- [YOUR TASK]: Pick every line from the data that holds the word "styles".

- [MATERIAL SHOWN]:
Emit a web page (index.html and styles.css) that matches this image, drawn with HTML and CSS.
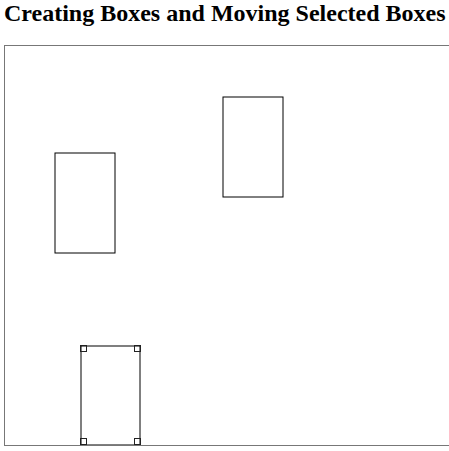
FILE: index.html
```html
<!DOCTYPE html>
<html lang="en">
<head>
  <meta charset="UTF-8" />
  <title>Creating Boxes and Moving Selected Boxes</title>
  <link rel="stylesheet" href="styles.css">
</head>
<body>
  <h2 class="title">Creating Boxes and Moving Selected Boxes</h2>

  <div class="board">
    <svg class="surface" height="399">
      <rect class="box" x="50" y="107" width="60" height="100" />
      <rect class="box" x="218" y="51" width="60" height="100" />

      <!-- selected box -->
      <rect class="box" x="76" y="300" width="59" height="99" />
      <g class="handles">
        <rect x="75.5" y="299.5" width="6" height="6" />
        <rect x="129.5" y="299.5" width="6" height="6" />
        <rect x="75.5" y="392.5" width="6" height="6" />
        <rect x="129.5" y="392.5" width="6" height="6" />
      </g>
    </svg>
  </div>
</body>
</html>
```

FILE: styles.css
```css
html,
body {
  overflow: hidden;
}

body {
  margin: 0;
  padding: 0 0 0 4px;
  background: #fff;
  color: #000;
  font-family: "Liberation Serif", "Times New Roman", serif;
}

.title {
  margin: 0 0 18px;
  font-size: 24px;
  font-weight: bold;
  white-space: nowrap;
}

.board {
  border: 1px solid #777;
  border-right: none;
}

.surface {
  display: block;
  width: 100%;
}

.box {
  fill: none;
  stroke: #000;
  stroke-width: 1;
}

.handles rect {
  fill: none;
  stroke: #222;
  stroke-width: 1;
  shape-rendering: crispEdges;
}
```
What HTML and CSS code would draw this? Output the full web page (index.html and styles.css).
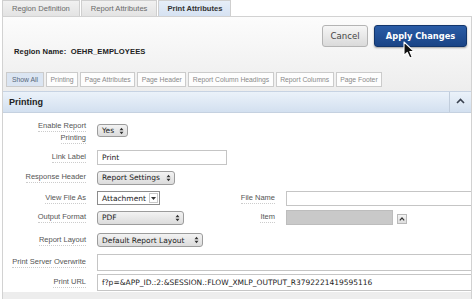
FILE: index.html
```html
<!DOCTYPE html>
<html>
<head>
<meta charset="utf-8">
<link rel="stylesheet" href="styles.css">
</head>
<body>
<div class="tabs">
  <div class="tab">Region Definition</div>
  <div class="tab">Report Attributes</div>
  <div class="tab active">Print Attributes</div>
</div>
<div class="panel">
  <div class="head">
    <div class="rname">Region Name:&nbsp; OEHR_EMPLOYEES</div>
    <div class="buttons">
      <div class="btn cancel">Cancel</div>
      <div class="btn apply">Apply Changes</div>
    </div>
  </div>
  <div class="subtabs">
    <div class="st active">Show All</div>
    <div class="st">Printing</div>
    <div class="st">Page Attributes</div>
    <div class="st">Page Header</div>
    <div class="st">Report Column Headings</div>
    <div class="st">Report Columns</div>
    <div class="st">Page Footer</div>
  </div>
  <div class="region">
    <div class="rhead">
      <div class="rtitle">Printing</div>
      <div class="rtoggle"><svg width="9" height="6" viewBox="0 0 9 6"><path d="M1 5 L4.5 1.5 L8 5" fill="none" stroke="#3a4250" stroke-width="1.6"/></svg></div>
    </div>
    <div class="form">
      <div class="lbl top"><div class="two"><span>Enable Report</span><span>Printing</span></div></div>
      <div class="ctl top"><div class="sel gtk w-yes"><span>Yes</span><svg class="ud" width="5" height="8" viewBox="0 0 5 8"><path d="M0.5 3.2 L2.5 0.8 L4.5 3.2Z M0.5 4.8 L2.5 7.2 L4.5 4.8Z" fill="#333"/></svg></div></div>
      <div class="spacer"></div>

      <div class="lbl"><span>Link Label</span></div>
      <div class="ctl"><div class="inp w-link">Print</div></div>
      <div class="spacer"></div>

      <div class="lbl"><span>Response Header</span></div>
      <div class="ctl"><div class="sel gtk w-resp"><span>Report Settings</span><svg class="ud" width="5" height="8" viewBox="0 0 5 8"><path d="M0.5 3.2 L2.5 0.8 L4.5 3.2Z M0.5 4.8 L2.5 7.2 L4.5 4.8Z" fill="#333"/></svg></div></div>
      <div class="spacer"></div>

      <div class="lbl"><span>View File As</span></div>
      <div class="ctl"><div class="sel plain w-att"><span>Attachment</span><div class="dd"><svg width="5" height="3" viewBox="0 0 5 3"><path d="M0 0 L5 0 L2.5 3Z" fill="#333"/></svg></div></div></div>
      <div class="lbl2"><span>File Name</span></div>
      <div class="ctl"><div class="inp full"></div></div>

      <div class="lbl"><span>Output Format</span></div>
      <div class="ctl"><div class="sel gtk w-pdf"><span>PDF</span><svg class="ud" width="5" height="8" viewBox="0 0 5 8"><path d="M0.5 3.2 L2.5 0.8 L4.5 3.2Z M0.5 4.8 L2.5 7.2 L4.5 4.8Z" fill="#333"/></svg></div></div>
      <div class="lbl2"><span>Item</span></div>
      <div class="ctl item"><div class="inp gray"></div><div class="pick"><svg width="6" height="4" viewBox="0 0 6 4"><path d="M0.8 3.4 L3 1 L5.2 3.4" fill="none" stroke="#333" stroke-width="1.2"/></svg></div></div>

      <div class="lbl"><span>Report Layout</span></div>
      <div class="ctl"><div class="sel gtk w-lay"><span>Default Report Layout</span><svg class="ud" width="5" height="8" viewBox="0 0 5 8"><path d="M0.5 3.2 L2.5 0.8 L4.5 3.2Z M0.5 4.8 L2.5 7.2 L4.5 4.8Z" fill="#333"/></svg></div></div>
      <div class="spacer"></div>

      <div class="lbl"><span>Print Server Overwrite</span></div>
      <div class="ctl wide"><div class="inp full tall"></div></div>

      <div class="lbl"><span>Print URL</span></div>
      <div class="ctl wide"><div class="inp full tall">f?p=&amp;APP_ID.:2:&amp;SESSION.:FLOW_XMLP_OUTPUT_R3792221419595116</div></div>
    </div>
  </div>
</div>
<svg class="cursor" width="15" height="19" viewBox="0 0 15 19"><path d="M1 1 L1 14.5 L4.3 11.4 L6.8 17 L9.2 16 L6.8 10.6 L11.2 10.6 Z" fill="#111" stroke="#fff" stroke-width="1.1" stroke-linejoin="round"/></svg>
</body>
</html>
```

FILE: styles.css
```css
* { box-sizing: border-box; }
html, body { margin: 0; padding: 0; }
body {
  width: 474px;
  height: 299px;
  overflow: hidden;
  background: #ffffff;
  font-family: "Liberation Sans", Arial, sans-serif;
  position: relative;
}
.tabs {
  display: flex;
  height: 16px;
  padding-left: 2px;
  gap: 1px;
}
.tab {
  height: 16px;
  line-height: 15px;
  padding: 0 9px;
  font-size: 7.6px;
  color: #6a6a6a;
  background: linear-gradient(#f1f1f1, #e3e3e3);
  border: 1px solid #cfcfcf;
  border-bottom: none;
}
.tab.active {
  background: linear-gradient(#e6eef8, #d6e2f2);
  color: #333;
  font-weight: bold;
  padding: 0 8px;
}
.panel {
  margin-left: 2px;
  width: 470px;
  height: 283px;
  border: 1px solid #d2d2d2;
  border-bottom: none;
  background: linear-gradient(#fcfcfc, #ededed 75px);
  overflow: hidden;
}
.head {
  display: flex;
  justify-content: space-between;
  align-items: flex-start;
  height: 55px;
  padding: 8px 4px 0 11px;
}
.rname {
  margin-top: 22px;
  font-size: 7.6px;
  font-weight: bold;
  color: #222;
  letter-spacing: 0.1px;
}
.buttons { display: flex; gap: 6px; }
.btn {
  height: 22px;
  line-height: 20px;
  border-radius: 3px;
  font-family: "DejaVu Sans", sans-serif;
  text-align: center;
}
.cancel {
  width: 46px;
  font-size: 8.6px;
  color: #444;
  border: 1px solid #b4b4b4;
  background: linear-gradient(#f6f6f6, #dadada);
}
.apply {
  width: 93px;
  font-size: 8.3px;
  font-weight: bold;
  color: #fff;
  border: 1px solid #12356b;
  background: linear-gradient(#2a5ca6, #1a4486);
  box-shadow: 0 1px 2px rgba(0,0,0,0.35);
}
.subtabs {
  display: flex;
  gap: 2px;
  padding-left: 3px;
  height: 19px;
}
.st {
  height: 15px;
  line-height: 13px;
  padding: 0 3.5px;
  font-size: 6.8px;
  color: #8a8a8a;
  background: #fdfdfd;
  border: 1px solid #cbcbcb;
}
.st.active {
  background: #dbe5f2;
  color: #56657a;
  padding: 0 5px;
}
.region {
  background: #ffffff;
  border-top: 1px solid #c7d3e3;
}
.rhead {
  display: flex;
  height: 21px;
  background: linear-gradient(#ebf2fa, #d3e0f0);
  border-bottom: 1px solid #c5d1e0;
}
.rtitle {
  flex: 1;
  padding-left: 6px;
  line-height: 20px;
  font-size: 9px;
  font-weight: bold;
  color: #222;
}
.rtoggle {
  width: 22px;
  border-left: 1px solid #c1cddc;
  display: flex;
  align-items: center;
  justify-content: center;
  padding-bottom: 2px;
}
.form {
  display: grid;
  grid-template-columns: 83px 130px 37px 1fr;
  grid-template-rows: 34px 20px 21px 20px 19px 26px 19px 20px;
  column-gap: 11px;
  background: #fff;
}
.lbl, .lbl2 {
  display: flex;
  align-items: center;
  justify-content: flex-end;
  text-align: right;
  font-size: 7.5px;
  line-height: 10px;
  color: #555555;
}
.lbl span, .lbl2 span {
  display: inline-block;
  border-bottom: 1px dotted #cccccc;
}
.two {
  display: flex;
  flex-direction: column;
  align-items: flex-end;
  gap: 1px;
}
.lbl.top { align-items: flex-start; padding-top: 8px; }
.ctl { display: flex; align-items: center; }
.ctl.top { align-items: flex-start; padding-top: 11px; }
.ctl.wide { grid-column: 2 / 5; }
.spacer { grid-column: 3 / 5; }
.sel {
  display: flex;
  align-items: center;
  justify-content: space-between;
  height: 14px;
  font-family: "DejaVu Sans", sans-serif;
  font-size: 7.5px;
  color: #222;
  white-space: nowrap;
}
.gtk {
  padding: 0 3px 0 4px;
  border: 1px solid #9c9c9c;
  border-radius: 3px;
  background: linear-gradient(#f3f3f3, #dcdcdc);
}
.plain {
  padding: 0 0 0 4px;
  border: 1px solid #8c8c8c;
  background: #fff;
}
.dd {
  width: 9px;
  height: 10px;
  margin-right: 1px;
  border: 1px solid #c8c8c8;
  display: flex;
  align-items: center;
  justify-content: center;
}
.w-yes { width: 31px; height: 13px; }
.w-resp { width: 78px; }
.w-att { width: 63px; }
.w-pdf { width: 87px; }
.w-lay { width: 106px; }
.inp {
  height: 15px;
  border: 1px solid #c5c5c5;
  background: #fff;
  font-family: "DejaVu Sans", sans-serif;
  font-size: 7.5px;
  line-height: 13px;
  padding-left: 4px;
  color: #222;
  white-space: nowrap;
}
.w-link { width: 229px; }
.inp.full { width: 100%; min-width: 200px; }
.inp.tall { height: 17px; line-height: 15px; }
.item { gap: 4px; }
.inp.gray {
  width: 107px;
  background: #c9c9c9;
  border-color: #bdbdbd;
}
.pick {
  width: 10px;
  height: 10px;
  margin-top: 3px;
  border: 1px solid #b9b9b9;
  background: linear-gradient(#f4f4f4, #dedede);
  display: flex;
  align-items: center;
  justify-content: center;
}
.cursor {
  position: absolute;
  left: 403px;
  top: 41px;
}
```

- [WRITTEN RESPONSE]:
Emit a web page (index.html and styles.css) that matches this image, drawn with HTML and CSS.
  <link rel="stylesheet" href="styles.css">
FILE: styles.css
What HTML and CSS code would draw this? Output the full web page (index.html and styles.css).
<link rel="stylesheet" href="styles.css">
FILE: styles.css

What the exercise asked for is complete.